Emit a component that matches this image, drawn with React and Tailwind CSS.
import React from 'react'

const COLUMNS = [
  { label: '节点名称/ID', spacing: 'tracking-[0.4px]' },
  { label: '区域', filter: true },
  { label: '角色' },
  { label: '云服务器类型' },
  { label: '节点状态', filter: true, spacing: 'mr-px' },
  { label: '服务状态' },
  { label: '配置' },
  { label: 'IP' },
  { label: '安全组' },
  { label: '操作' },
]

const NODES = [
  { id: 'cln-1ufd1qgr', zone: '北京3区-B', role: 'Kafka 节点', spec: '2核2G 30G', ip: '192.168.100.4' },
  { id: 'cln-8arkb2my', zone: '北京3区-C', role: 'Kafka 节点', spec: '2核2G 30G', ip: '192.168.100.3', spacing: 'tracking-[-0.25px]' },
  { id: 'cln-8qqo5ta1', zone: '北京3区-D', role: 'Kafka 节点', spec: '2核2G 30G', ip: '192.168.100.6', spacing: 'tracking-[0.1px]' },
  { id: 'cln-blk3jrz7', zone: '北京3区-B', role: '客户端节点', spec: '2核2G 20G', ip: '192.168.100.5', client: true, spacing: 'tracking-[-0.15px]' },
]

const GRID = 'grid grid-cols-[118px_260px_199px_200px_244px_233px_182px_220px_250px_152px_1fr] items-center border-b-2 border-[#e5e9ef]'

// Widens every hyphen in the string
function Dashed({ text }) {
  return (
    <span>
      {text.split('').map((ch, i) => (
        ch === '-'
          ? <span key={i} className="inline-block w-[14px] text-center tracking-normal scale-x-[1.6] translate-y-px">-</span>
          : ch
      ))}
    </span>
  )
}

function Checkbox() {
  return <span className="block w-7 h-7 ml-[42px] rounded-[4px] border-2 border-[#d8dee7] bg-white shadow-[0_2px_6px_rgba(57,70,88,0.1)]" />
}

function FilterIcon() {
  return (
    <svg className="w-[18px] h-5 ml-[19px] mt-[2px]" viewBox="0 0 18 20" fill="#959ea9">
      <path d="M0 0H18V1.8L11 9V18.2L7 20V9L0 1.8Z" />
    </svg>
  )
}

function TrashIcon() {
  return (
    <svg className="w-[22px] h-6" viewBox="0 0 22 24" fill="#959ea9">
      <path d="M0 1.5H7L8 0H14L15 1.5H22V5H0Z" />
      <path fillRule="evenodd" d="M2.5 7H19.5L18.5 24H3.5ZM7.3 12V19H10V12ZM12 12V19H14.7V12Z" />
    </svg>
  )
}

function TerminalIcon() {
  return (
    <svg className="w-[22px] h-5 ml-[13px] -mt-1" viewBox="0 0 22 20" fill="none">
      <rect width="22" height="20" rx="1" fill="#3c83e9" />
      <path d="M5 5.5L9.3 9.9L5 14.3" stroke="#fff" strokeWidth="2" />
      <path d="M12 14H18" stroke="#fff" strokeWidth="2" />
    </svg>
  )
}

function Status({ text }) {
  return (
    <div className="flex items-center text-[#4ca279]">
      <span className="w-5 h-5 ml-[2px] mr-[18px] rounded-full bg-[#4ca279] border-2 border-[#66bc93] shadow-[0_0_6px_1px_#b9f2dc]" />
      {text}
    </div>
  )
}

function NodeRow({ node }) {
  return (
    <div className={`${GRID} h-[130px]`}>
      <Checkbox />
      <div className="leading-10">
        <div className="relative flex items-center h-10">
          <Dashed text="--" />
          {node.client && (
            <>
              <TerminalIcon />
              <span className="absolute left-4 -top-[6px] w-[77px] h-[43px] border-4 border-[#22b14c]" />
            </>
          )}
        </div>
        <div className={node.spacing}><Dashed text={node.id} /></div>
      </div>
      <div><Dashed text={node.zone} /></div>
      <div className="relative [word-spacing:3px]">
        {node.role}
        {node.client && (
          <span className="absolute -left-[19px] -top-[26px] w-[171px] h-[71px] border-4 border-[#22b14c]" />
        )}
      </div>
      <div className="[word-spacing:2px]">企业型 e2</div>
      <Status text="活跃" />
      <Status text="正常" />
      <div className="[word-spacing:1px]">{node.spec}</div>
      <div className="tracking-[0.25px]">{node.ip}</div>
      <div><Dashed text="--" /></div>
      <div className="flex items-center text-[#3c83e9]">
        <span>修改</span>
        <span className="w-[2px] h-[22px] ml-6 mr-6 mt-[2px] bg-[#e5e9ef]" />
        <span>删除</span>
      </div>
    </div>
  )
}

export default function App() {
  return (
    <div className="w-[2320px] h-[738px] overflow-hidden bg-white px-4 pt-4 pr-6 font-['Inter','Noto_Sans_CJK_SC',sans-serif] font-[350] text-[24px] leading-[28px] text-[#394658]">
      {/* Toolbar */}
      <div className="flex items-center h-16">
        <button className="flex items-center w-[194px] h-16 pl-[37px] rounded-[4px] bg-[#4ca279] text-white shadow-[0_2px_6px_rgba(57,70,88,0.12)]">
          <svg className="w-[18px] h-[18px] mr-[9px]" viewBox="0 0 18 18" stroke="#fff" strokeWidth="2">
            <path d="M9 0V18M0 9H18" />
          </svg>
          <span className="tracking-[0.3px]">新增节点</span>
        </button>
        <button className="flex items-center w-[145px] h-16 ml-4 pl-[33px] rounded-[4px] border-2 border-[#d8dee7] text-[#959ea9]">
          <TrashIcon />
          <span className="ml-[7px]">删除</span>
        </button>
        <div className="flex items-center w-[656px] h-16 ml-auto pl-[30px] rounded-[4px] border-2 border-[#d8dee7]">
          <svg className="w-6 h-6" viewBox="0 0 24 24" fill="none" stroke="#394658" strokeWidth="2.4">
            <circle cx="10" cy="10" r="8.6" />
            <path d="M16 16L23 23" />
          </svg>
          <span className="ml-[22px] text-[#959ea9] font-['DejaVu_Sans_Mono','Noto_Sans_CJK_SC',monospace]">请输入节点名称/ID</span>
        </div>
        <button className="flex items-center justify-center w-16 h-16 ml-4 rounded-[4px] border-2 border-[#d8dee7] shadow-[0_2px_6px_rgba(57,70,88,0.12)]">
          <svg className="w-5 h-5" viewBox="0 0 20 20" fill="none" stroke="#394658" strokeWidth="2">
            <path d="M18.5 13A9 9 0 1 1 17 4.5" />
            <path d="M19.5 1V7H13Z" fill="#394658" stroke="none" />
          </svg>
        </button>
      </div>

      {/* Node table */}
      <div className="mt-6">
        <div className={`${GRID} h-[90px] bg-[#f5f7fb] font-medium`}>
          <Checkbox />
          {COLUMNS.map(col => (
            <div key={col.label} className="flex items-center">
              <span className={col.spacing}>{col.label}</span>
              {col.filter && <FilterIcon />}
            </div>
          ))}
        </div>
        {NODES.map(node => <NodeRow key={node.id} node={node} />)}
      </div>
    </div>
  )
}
■ ■ ■ ■ ■
▶ [Your goal]:
Repeat the material from above exactly, word for word.

▶ [Solved problem]:
Emit a component that matches this image, drawn with React and Tailwind CSS.
import React from 'react'

const COLUMNS = [
  { label: '节点名称/ID', spacing: 'tracking-[0.4px]' },
  { label: '区域', filter: true },
  { label: '角色' },
  { label: '云服务器类型' },
  { label: '节点状态', filter: true, spacing: 'mr-px' },
  { label: '服务状态' },
  { label: '配置' },
  { label: 'IP' },
  { label: '安全组' },
  { label: '操作' },
]

const NODES = [
  { id: 'cln-1ufd1qgr', zone: '北京3区-B', role: 'Kafka 节点', spec: '2核2G 30G', ip: '192.168.100.4' },
  { id: 'cln-8arkb2my', zone: '北京3区-C', role: 'Kafka 节点', spec: '2核2G 30G', ip: '192.168.100.3', spacing: 'tracking-[-0.25px]' },
  { id: 'cln-8qqo5ta1', zone: '北京3区-D', role: 'Kafka 节点', spec: '2核2G 30G', ip: '192.168.100.6', spacing: 'tracking-[0.1px]' },
  { id: 'cln-blk3jrz7', zone: '北京3区-B', role: '客户端节点', spec: '2核2G 20G', ip: '192.168.100.5', client: true, spacing: 'tracking-[-0.15px]' },
]

const GRID = 'grid grid-cols-[118px_260px_199px_200px_244px_233px_182px_220px_250px_152px_1fr] items-center border-b-2 border-[#e5e9ef]'

// Widens every hyphen in the string
function Dashed({ text }) {
  return (
    <span>
      {text.split('').map((ch, i) => (
        ch === '-'
          ? <span key={i} className="inline-block w-[14px] text-center tracking-normal scale-x-[1.6] translate-y-px">-</span>
          : ch
      ))}
    </span>
  )
}

function Checkbox() {
  return <span className="block w-7 h-7 ml-[42px] rounded-[4px] border-2 border-[#d8dee7] bg-white shadow-[0_2px_6px_rgba(57,70,88,0.1)]" />
}

function FilterIcon() {
  return (
    <svg className="w-[18px] h-5 ml-[19px] mt-[2px]" viewBox="0 0 18 20" fill="#959ea9">
      <path d="M0 0H18V1.8L11 9V18.2L7 20V9L0 1.8Z" />
    </svg>
  )
}

function TrashIcon() {
  return (
    <svg className="w-[22px] h-6" viewBox="0 0 22 24" fill="#959ea9">
      <path d="M0 1.5H7L8 0H14L15 1.5H22V5H0Z" />
      <path fillRule="evenodd" d="M2.5 7H19.5L18.5 24H3.5ZM7.3 12V19H10V12ZM12 12V19H14.7V12Z" />
    </svg>
  )
}

function TerminalIcon() {
  return (
    <svg className="w-[22px] h-5 ml-[13px] -mt-1" viewBox="0 0 22 20" fill="none">
      <rect width="22" height="20" rx="1" fill="#3c83e9" />
      <path d="M5 5.5L9.3 9.9L5 14.3" stroke="#fff" strokeWidth="2" />
      <path d="M12 14H18" stroke="#fff" strokeWidth="2" />
    </svg>
  )
}

function Status({ text }) {
  return (
    <div className="flex items-center text-[#4ca279]">
      <span className="w-5 h-5 ml-[2px] mr-[18px] rounded-full bg-[#4ca279] border-2 border-[#66bc93] shadow-[0_0_6px_1px_#b9f2dc]" />
      {text}
    </div>
  )
}

function NodeRow({ node }) {
  return (
    <div className={`${GRID} h-[130px]`}>
      <Checkbox />
      <div className="leading-10">
        <div className="relative flex items-center h-10">
          <Dashed text="--" />
          {node.client && (
            <>
              <TerminalIcon />
              <span className="absolute left-4 -top-[6px] w-[77px] h-[43px] border-4 border-[#22b14c]" />
            </>
          )}
        </div>
        <div className={node.spacing}><Dashed text={node.id} /></div>
      </div>
      <div><Dashed text={node.zone} /></div>
      <div className="relative [word-spacing:3px]">
        {node.role}
        {node.client && (
          <span className="absolute -left-[19px] -top-[26px] w-[171px] h-[71px] border-4 border-[#22b14c]" />
        )}
      </div>
      <div className="[word-spacing:2px]">企业型 e2</div>
      <Status text="活跃" />
      <Status text="正常" />
      <div className="[word-spacing:1px]">{node.spec}</div>
      <div className="tracking-[0.25px]">{node.ip}</div>
      <div><Dashed text="--" /></div>
      <div className="flex items-center text-[#3c83e9]">
        <span>修改</span>
        <span className="w-[2px] h-[22px] ml-6 mr-6 mt-[2px] bg-[#e5e9ef]" />
        <span>删除</span>
      </div>
    </div>
  )
}

export default function App() {
  return (
    <div className="w-[2320px] h-[738px] overflow-hidden bg-white px-4 pt-4 pr-6 font-['Inter','Noto_Sans_CJK_SC',sans-serif] font-[350] text-[24px] leading-[28px] text-[#394658]">
      {/* Toolbar */}
      <div className="flex items-center h-16">
        <button className="flex items-center w-[194px] h-16 pl-[37px] rounded-[4px] bg-[#4ca279] text-white shadow-[0_2px_6px_rgba(57,70,88,0.12)]">
          <svg className="w-[18px] h-[18px] mr-[9px]" viewBox="0 0 18 18" stroke="#fff" strokeWidth="2">
            <path d="M9 0V18M0 9H18" />
          </svg>
          <span className="tracking-[0.3px]">新增节点</span>
        </button>
        <button className="flex items-center w-[145px] h-16 ml-4 pl-[33px] rounded-[4px] border-2 border-[#d8dee7] text-[#959ea9]">
          <TrashIcon />
          <span className="ml-[7px]">删除</span>
        </button>
        <div className="flex items-center w-[656px] h-16 ml-auto pl-[30px] rounded-[4px] border-2 border-[#d8dee7]">
          <svg className="w-6 h-6" viewBox="0 0 24 24" fill="none" stroke="#394658" strokeWidth="2.4">
            <circle cx="10" cy="10" r="8.6" />
            <path d="M16 16L23 23" />
          </svg>
          <span className="ml-[22px] text-[#959ea9] font-['DejaVu_Sans_Mono','Noto_Sans_CJK_SC',monospace]">请输入节点名称/ID</span>
        </div>
        <button className="flex items-center justify-center w-16 h-16 ml-4 rounded-[4px] border-2 border-[#d8dee7] shadow-[0_2px_6px_rgba(57,70,88,0.12)]">
          <svg className="w-5 h-5" viewBox="0 0 20 20" fill="none" stroke="#394658" strokeWidth="2">
            <path d="M18.5 13A9 9 0 1 1 17 4.5" />
            <path d="M19.5 1V7H13Z" fill="#394658" stroke="none" />
          </svg>
        </button>
      </div>

      {/* Node table */}
      <div className="mt-6">
        <div className={`${GRID} h-[90px] bg-[#f5f7fb] font-medium`}>
          <Checkbox />
          {COLUMNS.map(col => (
            <div key={col.label} className="flex items-center">
              <span className={col.spacing}>{col.label}</span>
              {col.filter && <FilterIcon />}
            </div>
          ))}
        </div>
        {NODES.map(node => <NodeRow key={node.id} node={node} />)}
      </div>
    </div>
  )
}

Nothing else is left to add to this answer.